- What is being asked -
Retype the whole listing verbatim and keep the pictures out of it.

- Data lines -

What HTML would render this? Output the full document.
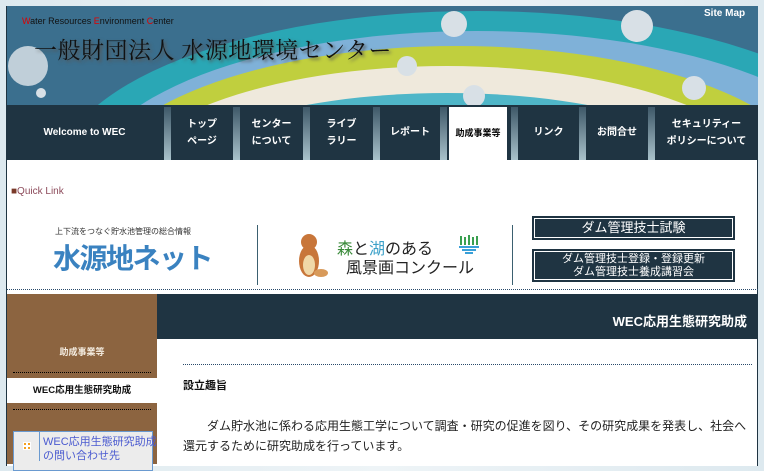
<!DOCTYPE html>
<html><head><meta charset="utf-8"><style>
*{margin:0;padding:0;box-sizing:border-box}
body{width:764px;height:452px;overflow:hidden;background:linear-gradient(90deg,#dde9ef,#eef4f7 50%,#dde9ef);font-family:"Liberation Sans","Noto Sans CJK JP",sans-serif;position:relative}
#page{position:absolute;left:6px;top:6px;width:752px;height:460px;background:#fff;border-left:1px solid #1f3442;border-right:1px solid #1f3442}
#hdr{position:absolute;left:0;top:0;width:751px;height:99px;background:#3a6d8c;overflow:hidden}
#nav{position:absolute;left:0;top:99px;width:751px;height:55px;background:#1f3442}
.ni{position:absolute;top:0;height:55px;color:#fff;font-size:10px;font-weight:bold;display:flex;align-items:center;justify-content:center;text-align:center;line-height:17px}
.sep{position:absolute;top:2px;width:7px;height:53px;background:linear-gradient(#3e5868,#a9c2cb)}
.t{position:absolute}
.btn{position:absolute;background:#1f3442;border:2px solid #1f3442;outline:1px solid #fff;outline-offset:-3px;color:#fff;text-align:center;font-size:12px}
</style></head><body>
<div id="page">
<div id="hdr">
<svg width="751" height="99" style="position:absolute;left:0;top:0">
<rect width="751" height="99" fill="#3b6f8e"/>
<ellipse cx="470" cy="170" rx="420" ry="165" fill="#2aa7b5"/>
<ellipse cx="470" cy="175" rx="390" ry="150" fill="#7fb1d8"/>
<ellipse cx="450" cy="180" rx="360" ry="140" fill="#c0cf3e"/>
<ellipse cx="440" cy="185" rx="330" ry="125" fill="#efe9dc"/>
<ellipse cx="440" cy="190" rx="300" ry="103" fill="#4fb6c8"/>
<ellipse cx="440" cy="195" rx="290" ry="95" fill="#3b6f8e"/>
<circle cx="447" cy="18" r="13" fill="#d8e0e6"/>
<circle cx="21" cy="60" r="20" fill="#d8e0e6" opacity=".85"/>
<circle cx="400" cy="60" r="10" fill="#d8e0e6"/>
<circle cx="467" cy="90" r="11" fill="#d8e0e6"/>
<circle cx="687" cy="82" r="12" fill="#d8e0e6"/>
<circle cx="34" cy="87" r="5" fill="#d8e0e6"/>
<circle cx="630" cy="20" r="16" fill="#d8e0e6"/>
</svg>
<div class="t" style="left:15px;top:10px;font-size:9px;color:#111"><span style="color:#d00">W</span>ater Resources <span style="color:#d00">E</span>nvironment <span style="color:#d00">C</span>enter</div>
<div class="t" style="left:27px;top:26px;font-size:23px;color:#111;font-family:'Liberation Serif','Noto Serif CJK SC',serif;text-shadow:2px 2px 3px #555;letter-spacing:0.5px">一般財団法人 水源地環境センター</div>
<div class="t" style="left:697px;top:2px;font-size:10px;font-weight:bold;color:#fff">Site Map</div>
</div>
<div id="nav">
<div class="ni" style="left:0;width:155px">Welcome to WEC</div>
<div class="sep" style="left:157px"></div><div class="ni" style="left:164px;width:62px">トップ<br>ページ</div>
<div class="sep" style="left:226px"></div><div class="ni" style="left:233px;width:63px">センター<br>について</div>
<div class="sep" style="left:296px"></div><div class="ni" style="left:303px;width:63px">ライブ<br>ラリー</div>
<div class="sep" style="left:366px"></div><div class="ni" style="left:373px;width:60px">レポート</div>
<div class="sep" style="left:433px"></div><div class="ni" style="left:442px;width:58px;top:2px;height:53px;background:#fff;color:#000;font-size:9px">助成事業等</div>
<div class="sep" style="left:504px"></div><div class="ni" style="left:511px;width:61px">リンク</div>
<div class="sep" style="left:572px"></div><div class="ni" style="left:579px;width:62px">お問合せ</div>
<div class="sep" style="left:641px"></div><div class="ni" style="left:648px;width:103px">セキュリティー<br>ポリシーについて</div>
</div>
<div class="t" style="left:4px;top:180px;font-size:10px;color:#7a3a2a">■<span style="color:#8c4a5a">Quick Link</span></div>
<div class="t" style="left:48px;top:220px;font-size:8px;color:#333">上下流をつなぐ貯水池管理の総合情報</div>
<div class="t" style="left:46px;top:231px;font-size:28px;font-weight:bold;color:#3a82c0;letter-spacing:-1.5px">水源地ネット</div>
<div class="t" style="left:250px;top:219px;width:1px;height:60px;background:#3b6070"></div>
<svg class="t" style="left:284px;top:225px" width="40" height="50"><ellipse cx="18" cy="30" rx="10" ry="16" fill="#c8763a"/><ellipse cx="18" cy="34" rx="6" ry="10" fill="#f0d8a8"/><circle cx="18" cy="11" r="8" fill="#c8763a"/><ellipse cx="30" cy="42" rx="7" ry="4" fill="#d89a5a"/></svg>
<div class="t" style="left:330px;top:229px;font-size:16px;color:#222"><span style="color:#3a8a3a">森</span>と<span style="color:#3aa0c8">湖</span>のある</div>
<div class="t" style="left:339px;top:248px;font-size:16px;color:#222">風景画コンクール</div>
<svg class="t" style="left:450px;top:229px" width="24" height="20"><g fill="#3aa050"><rect x="3" y="1" width="2" height="9"/><rect x="7" y="2" width="2" height="8"/><rect x="11" y="0" width="2" height="10"/><rect x="15" y="2" width="2" height="8"/><rect x="19" y="1" width="2" height="9"/></g><g fill="#3aa0d8"><rect x="2" y="11" width="20" height="2"/><rect x="5" y="14" width="14" height="2"/><rect x="8" y="17" width="8" height="2"/></g></svg>
<div class="t" style="left:505px;top:219px;width:1px;height:60px;background:#3b6070"></div>
<div class="btn" style="left:525px;top:210px;width:203px;height:24px;line-height:20px;font-size:13px">ダム管理技士試験</div>
<div class="btn" style="left:525px;top:243px;width:203px;height:33px;line-height:13px;font-size:11px;padding-top:2px">ダム管理技士登録・登録更新<br>ダム管理技士養成講習会</div>
<div class="t" style="left:0;top:283px;width:751px;border-top:1px dotted #2a4a6a"></div>
<div class="t" style="left:0;top:288px;width:150px;height:170px;background:#8c6440"></div>
<div class="t" style="left:0;top:339px;width:150px;text-align:center;font-size:9px;font-weight:bold;color:#f4ece0">助成事業等</div>
<div class="t" style="left:6px;top:366px;width:138px;border-top:1px dotted #000"></div>
<div class="t" style="left:0;top:372px;width:150px;height:25px;background:#fff;text-align:center;line-height:25px;font-size:9.5px;font-weight:bold;color:#111">WEC応用生態研究助成</div>
<div class="t" style="left:6px;top:403px;width:138px;border-top:1px dotted #000"></div>
<div class="t" style="left:6px;top:425px;width:140px;height:40px;background:#ececec;border:1px solid #6a9ad0"></div>
<div class="t" style="left:32px;top:425px;width:1px;height:30px;background:#6a9ad0"></div>
<div class="t" style="left:16px;top:436px;width:8px;height:8px;background:radial-gradient(circle,#f5a020 40%,#fff 45%);background-size:4px 4px"></div>
<div class="t" style="left:36px;top:429px;font-size:11px;color:#4a5ad0;line-height:14px">WEC応用生態研究助成<br>の問い合わせ先</div>
<div class="t" style="left:150px;top:288px;width:601px;height:45px;background:#1f3442"></div>
<div class="t" style="right:10px;top:305px;font-size:13px;font-weight:bold;color:#fff">WEC応用生態研究助成</div>
<div class="t" style="left:176px;top:358px;width:569px;border-top:1px dotted #2a4a6a"></div>
<div class="t" style="left:176px;top:371px;font-size:11px;font-weight:bold;color:#111">設立趣旨</div>
<div class="t" style="left:176px;top:410px;width:575px;font-size:12px;color:#222;line-height:20px;text-indent:24px">ダム貯水池に係わる応用生態工学について調査・研究の促進を図り、その研究成果を発表し、社会へ還元するために研究助成を行っています。</div>
</div>
</body></html>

- The reply -
What HTML would render this? Output the full document.
<!DOCTYPE html>
<html><head><meta charset="utf-8"><style>
*{margin:0;padding:0;box-sizing:border-box}
body{width:764px;height:452px;overflow:hidden;background:linear-gradient(90deg,#dde9ef,#eef4f7 50%,#dde9ef);font-family:"Liberation Sans","Noto Sans CJK JP",sans-serif;position:relative}
#page{position:absolute;left:6px;top:6px;width:752px;height:460px;background:#fff;border-left:1px solid #1f3442;border-right:1px solid #1f3442}
#hdr{position:absolute;left:0;top:0;width:751px;height:99px;background:#3a6d8c;overflow:hidden}
#nav{position:absolute;left:0;top:99px;width:751px;height:55px;background:#1f3442}
.ni{position:absolute;top:0;height:55px;color:#fff;font-size:10px;font-weight:bold;display:flex;align-items:center;justify-content:center;text-align:center;line-height:17px}
.sep{position:absolute;top:2px;width:7px;height:53px;background:linear-gradient(#3e5868,#a9c2cb)}
.t{position:absolute}
.btn{position:absolute;background:#1f3442;border:2px solid #1f3442;outline:1px solid #fff;outline-offset:-3px;color:#fff;text-align:center;font-size:12px}
</style></head><body>
<div id="page">
<div id="hdr">
<svg width="751" height="99" style="position:absolute;left:0;top:0">
<rect width="751" height="99" fill="#3b6f8e"/>
<ellipse cx="470" cy="170" rx="420" ry="165" fill="#2aa7b5"/>
<ellipse cx="470" cy="175" rx="390" ry="150" fill="#7fb1d8"/>
<ellipse cx="450" cy="180" rx="360" ry="140" fill="#c0cf3e"/>
<ellipse cx="440" cy="185" rx="330" ry="125" fill="#efe9dc"/>
<ellipse cx="440" cy="190" rx="300" ry="103" fill="#4fb6c8"/>
<ellipse cx="440" cy="195" rx="290" ry="95" fill="#3b6f8e"/>
<circle cx="447" cy="18" r="13" fill="#d8e0e6"/>
<circle cx="21" cy="60" r="20" fill="#d8e0e6" opacity=".85"/>
<circle cx="400" cy="60" r="10" fill="#d8e0e6"/>
<circle cx="467" cy="90" r="11" fill="#d8e0e6"/>
<circle cx="687" cy="82" r="12" fill="#d8e0e6"/>
<circle cx="34" cy="87" r="5" fill="#d8e0e6"/>
<circle cx="630" cy="20" r="16" fill="#d8e0e6"/>
</svg>
<div class="t" style="left:15px;top:10px;font-size:9px;color:#111"><span style="color:#d00">W</span>ater Resources <span style="color:#d00">E</span>nvironment <span style="color:#d00">C</span>enter</div>
<div class="t" style="left:27px;top:26px;font-size:23px;color:#111;font-family:'Liberation Serif','Noto Serif CJK SC',serif;text-shadow:2px 2px 3px #555;letter-spacing:0.5px">一般財団法人 水源地環境センター</div>
<div class="t" style="left:697px;top:2px;font-size:10px;font-weight:bold;color:#fff">Site Map</div>
</div>
<div id="nav">
<div class="ni" style="left:0;width:155px">Welcome to WEC</div>
<div class="sep" style="left:157px"></div><div class="ni" style="left:164px;width:62px">トップ<br>ページ</div>
<div class="sep" style="left:226px"></div><div class="ni" style="left:233px;width:63px">センター<br>について</div>
<div class="sep" style="left:296px"></div><div class="ni" style="left:303px;width:63px">ライブ<br>ラリー</div>
<div class="sep" style="left:366px"></div><div class="ni" style="left:373px;width:60px">レポート</div>
<div class="sep" style="left:433px"></div><div class="ni" style="left:442px;width:58px;top:2px;height:53px;background:#fff;color:#000;font-size:9px">助成事業等</div>
<div class="sep" style="left:504px"></div><div class="ni" style="left:511px;width:61px">リンク</div>
<div class="sep" style="left:572px"></div><div class="ni" style="left:579px;width:62px">お問合せ</div>
<div class="sep" style="left:641px"></div><div class="ni" style="left:648px;width:103px">セキュリティー<br>ポリシーについて</div>
</div>
<div class="t" style="left:4px;top:180px;font-size:10px;color:#7a3a2a">■<span style="color:#8c4a5a">Quick Link</span></div>
<div class="t" style="left:48px;top:220px;font-size:8px;color:#333">上下流をつなぐ貯水池管理の総合情報</div>
<div class="t" style="left:46px;top:231px;font-size:28px;font-weight:bold;color:#3a82c0;letter-spacing:-1.5px">水源地ネット</div>
<div class="t" style="left:250px;top:219px;width:1px;height:60px;background:#3b6070"></div>
<svg class="t" style="left:284px;top:225px" width="40" height="50"><ellipse cx="18" cy="30" rx="10" ry="16" fill="#c8763a"/><ellipse cx="18" cy="34" rx="6" ry="10" fill="#f0d8a8"/><circle cx="18" cy="11" r="8" fill="#c8763a"/><ellipse cx="30" cy="42" rx="7" ry="4" fill="#d89a5a"/></svg>
<div class="t" style="left:330px;top:229px;font-size:16px;color:#222"><span style="color:#3a8a3a">森</span>と<span style="color:#3aa0c8">湖</span>のある</div>
<div class="t" style="left:339px;top:248px;font-size:16px;color:#222">風景画コンクール</div>
<svg class="t" style="left:450px;top:229px" width="24" height="20"><g fill="#3aa050"><rect x="3" y="1" width="2" height="9"/><rect x="7" y="2" width="2" height="8"/><rect x="11" y="0" width="2" height="10"/><rect x="15" y="2" width="2" height="8"/><rect x="19" y="1" width="2" height="9"/></g><g fill="#3aa0d8"><rect x="2" y="11" width="20" height="2"/><rect x="5" y="14" width="14" height="2"/><rect x="8" y="17" width="8" height="2"/></g></svg>
<div class="t" style="left:505px;top:219px;width:1px;height:60px;background:#3b6070"></div>
<div class="btn" style="left:525px;top:210px;width:203px;height:24px;line-height:20px;font-size:13px">ダム管理技士試験</div>
<div class="btn" style="left:525px;top:243px;width:203px;height:33px;line-height:13px;font-size:11px;padding-top:2px">ダム管理技士登録・登録更新<br>ダム管理技士養成講習会</div>
<div class="t" style="left:0;top:283px;width:751px;border-top:1px dotted #2a4a6a"></div>
<div class="t" style="left:0;top:288px;width:150px;height:170px;background:#8c6440"></div>
<div class="t" style="left:0;top:339px;width:150px;text-align:center;font-size:9px;font-weight:bold;color:#f4ece0">助成事業等</div>
<div class="t" style="left:6px;top:366px;width:138px;border-top:1px dotted #000"></div>
<div class="t" style="left:0;top:372px;width:150px;height:25px;background:#fff;text-align:center;line-height:25px;font-size:9.5px;font-weight:bold;color:#111">WEC応用生態研究助成</div>
<div class="t" style="left:6px;top:403px;width:138px;border-top:1px dotted #000"></div>
<div class="t" style="left:6px;top:425px;width:140px;height:40px;background:#ececec;border:1px solid #6a9ad0"></div>
<div class="t" style="left:32px;top:425px;width:1px;height:30px;background:#6a9ad0"></div>
<div class="t" style="left:16px;top:436px;width:8px;height:8px;background:radial-gradient(circle,#f5a020 40%,#fff 45%);background-size:4px 4px"></div>
<div class="t" style="left:36px;top:429px;font-size:11px;color:#4a5ad0;line-height:14px">WEC応用生態研究助成<br>の問い合わせ先</div>
<div class="t" style="left:150px;top:288px;width:601px;height:45px;background:#1f3442"></div>
<div class="t" style="right:10px;top:305px;font-size:13px;font-weight:bold;color:#fff">WEC応用生態研究助成</div>
<div class="t" style="left:176px;top:358px;width:569px;border-top:1px dotted #2a4a6a"></div>
<div class="t" style="left:176px;top:371px;font-size:11px;font-weight:bold;color:#111">設立趣旨</div>
<div class="t" style="left:176px;top:410px;width:575px;font-size:12px;color:#222;line-height:20px;text-indent:24px">ダム貯水池に係わる応用生態工学について調査・研究の促進を図り、その研究成果を発表し、社会へ還元するために研究助成を行っています。</div>
</div>
</body></html>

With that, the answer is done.